§ Extracted data:
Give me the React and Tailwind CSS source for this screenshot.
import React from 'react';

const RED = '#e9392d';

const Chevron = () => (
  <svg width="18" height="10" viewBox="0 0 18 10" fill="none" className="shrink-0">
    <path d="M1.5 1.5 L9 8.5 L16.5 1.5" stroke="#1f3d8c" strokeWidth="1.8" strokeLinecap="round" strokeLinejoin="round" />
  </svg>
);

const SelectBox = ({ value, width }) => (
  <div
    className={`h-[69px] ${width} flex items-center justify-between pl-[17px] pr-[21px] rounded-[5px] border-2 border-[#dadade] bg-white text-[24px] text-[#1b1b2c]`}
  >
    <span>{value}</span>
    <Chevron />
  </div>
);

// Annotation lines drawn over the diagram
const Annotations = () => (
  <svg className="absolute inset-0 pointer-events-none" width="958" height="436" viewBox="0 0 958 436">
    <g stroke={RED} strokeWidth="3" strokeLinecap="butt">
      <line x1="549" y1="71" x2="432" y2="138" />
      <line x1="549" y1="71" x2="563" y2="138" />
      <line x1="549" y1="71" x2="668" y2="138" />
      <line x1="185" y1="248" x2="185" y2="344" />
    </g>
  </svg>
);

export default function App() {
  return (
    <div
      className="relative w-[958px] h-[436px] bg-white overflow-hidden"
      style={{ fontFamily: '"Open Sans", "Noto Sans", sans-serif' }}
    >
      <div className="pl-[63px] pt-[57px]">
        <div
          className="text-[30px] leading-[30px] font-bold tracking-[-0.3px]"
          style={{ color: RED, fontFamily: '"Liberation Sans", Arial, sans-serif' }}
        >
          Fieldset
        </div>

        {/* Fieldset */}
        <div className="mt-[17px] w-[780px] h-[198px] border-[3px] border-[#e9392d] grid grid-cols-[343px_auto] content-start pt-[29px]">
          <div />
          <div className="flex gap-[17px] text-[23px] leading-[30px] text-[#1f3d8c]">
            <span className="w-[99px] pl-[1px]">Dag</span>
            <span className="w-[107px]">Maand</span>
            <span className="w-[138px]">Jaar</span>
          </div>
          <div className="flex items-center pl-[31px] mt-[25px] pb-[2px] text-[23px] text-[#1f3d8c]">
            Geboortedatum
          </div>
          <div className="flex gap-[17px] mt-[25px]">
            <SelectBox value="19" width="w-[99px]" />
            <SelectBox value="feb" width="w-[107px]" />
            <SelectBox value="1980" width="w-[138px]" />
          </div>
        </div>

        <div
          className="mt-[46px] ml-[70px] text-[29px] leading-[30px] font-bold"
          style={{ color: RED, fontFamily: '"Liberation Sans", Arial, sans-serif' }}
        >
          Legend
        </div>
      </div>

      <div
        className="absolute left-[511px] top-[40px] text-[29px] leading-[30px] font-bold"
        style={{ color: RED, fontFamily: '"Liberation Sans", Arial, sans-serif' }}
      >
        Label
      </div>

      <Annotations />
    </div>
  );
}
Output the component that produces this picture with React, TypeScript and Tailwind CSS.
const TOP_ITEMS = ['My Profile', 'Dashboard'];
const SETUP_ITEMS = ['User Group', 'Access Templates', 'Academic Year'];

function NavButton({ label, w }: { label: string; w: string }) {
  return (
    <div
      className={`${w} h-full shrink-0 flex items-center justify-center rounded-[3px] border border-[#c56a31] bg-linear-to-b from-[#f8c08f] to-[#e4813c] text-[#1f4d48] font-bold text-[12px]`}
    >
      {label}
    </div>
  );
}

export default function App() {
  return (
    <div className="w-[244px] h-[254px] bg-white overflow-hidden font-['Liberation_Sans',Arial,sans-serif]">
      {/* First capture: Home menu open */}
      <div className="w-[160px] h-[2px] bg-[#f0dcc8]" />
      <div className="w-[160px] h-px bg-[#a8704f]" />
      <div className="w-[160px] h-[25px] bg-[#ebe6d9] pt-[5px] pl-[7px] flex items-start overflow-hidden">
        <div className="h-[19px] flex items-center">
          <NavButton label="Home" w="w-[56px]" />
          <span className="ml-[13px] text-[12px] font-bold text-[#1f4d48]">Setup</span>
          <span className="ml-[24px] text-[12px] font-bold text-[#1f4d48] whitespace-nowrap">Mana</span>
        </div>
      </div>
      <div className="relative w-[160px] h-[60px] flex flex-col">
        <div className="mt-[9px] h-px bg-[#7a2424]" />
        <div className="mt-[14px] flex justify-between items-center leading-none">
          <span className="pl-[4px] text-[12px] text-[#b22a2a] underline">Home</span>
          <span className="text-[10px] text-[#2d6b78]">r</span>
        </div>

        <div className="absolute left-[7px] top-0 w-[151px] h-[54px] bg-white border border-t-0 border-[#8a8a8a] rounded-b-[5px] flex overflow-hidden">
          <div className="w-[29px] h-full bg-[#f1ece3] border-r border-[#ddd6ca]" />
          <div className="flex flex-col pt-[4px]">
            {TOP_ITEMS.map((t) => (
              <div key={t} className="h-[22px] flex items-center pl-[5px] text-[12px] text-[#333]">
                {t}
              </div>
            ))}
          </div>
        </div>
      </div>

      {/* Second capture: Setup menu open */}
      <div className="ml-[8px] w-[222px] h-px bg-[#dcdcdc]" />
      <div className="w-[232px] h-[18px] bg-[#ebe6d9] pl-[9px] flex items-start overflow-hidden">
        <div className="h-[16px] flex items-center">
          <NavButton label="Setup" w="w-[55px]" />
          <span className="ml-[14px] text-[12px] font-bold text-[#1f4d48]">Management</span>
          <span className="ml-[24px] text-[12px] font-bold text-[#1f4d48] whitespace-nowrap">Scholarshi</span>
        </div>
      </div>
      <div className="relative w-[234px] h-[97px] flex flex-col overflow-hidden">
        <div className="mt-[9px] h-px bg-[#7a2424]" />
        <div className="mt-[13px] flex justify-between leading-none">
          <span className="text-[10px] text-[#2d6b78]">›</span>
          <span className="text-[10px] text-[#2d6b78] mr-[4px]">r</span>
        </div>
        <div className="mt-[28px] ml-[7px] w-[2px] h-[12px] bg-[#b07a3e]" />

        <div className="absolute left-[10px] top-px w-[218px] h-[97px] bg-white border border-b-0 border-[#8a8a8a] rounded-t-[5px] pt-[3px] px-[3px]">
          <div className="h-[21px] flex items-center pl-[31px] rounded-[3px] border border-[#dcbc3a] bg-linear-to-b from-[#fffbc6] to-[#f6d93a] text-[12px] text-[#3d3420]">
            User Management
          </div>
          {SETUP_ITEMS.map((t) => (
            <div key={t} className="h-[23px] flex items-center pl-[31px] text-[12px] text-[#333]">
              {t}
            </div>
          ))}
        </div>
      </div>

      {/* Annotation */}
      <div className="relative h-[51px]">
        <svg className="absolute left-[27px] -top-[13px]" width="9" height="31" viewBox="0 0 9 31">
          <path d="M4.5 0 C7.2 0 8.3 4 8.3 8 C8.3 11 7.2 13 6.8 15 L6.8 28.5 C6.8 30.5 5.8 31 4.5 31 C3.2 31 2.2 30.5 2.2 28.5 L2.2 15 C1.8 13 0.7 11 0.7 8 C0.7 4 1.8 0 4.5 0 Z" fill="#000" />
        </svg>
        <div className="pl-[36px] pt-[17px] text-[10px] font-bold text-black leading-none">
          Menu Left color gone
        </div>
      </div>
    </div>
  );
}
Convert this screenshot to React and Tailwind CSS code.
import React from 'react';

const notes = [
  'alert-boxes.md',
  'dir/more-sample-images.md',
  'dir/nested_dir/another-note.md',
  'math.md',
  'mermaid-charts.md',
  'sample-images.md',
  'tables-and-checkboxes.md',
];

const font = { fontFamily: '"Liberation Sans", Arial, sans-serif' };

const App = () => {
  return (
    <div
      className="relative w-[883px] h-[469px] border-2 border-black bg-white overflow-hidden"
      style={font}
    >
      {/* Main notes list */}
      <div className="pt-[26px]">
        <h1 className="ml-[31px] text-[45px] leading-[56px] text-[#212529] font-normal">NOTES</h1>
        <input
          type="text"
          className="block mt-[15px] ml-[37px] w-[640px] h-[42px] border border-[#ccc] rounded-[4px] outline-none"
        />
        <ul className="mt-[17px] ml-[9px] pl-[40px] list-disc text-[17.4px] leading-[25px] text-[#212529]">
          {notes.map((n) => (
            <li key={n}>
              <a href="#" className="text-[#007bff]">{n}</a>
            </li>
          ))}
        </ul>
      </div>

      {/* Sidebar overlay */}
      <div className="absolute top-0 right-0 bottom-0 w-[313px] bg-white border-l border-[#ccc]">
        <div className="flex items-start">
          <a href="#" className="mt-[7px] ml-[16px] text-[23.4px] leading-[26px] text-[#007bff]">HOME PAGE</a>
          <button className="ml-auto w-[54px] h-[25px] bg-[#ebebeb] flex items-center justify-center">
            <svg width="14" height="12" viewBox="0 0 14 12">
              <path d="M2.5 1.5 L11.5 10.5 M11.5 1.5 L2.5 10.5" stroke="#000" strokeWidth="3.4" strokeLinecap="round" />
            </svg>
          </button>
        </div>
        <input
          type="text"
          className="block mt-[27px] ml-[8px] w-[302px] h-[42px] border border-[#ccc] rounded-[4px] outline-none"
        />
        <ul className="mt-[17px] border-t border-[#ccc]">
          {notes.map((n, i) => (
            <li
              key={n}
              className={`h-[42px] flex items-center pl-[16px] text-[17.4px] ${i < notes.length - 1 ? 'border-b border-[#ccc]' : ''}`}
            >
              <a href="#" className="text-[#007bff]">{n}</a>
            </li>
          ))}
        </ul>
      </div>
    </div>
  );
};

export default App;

§ Short exercise:
Locate all lines holding the word "Tailwind", then copy them out.

§ Solution to the exercise:
Give me the React and Tailwind CSS source for this screenshot.
Output the component that produces this picture with React, TypeScript and Tailwind CSS.
Convert this screenshot to React and Tailwind CSS code.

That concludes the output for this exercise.